You know what he wants to do?



Then that word ‘vanish’ actually does, it slowly fades away.

“Rain on the Sea” is also a very visual piece but compared to “Shyboy” with its ease, fading and guiding the lines and text, “Rain on the Sea” is very flashy and in your face. Additionally, rather than being that of a flash work, “Rain on the Sea” is in fact a video which creates a linear path so that there is only one way to read through the work. Granted that is dependent on whether you can keep up with it. Sometimes the words flash by too quickly that I found myself clicking back or pausing the video just to read it.

It is interesting to note how there are multiple parts to the work. Additionally, the premise of the poem itself is rather unfortunate for you as the individual becoming the person in the piece. Within the first minute alone you are tossed into a situation where you are dying on the bathroom floor and yet suddenly ‘given another chance,’ in a sense, by an almighty power:

Too late for that, you said–your last mistake, for it turns out there is indeed a God, quite powerful, quite knowing, not amused. He pardoned the last stages of your tortured marriage. He granted you it was perversely entertaining, mere child’s play in your world of murderers.

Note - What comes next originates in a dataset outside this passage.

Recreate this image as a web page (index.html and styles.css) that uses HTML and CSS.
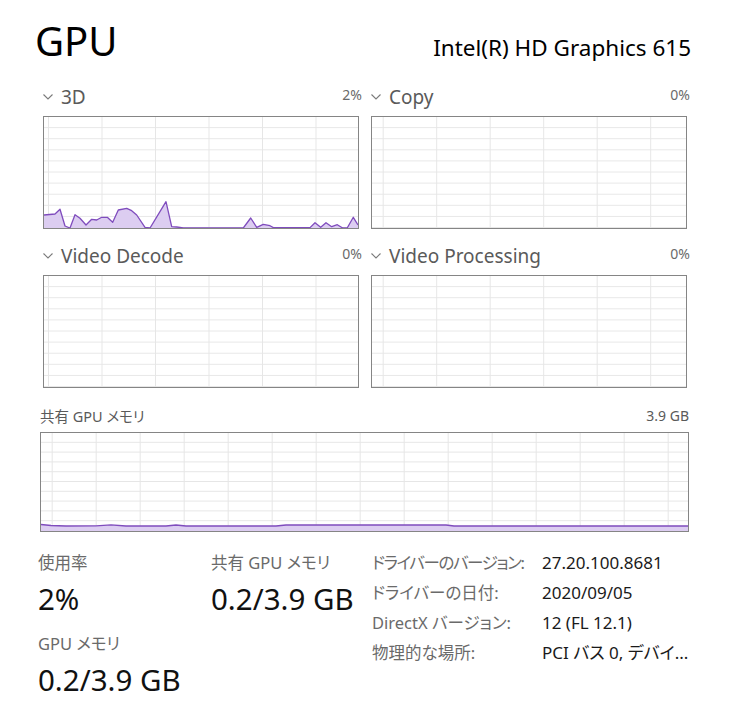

The words themselves are quite intense when given a chance to read them, though the format they are displayed in with the quick flashes as they fly by on the screen do also provide that sense of severity.

The video itself feels almost as if one is trying to download the data off of the screen, processing it as it goes. It is stiff and mechanical and the only way to really read it is to pause and slow down and take the time to go through each and every word within the different parts.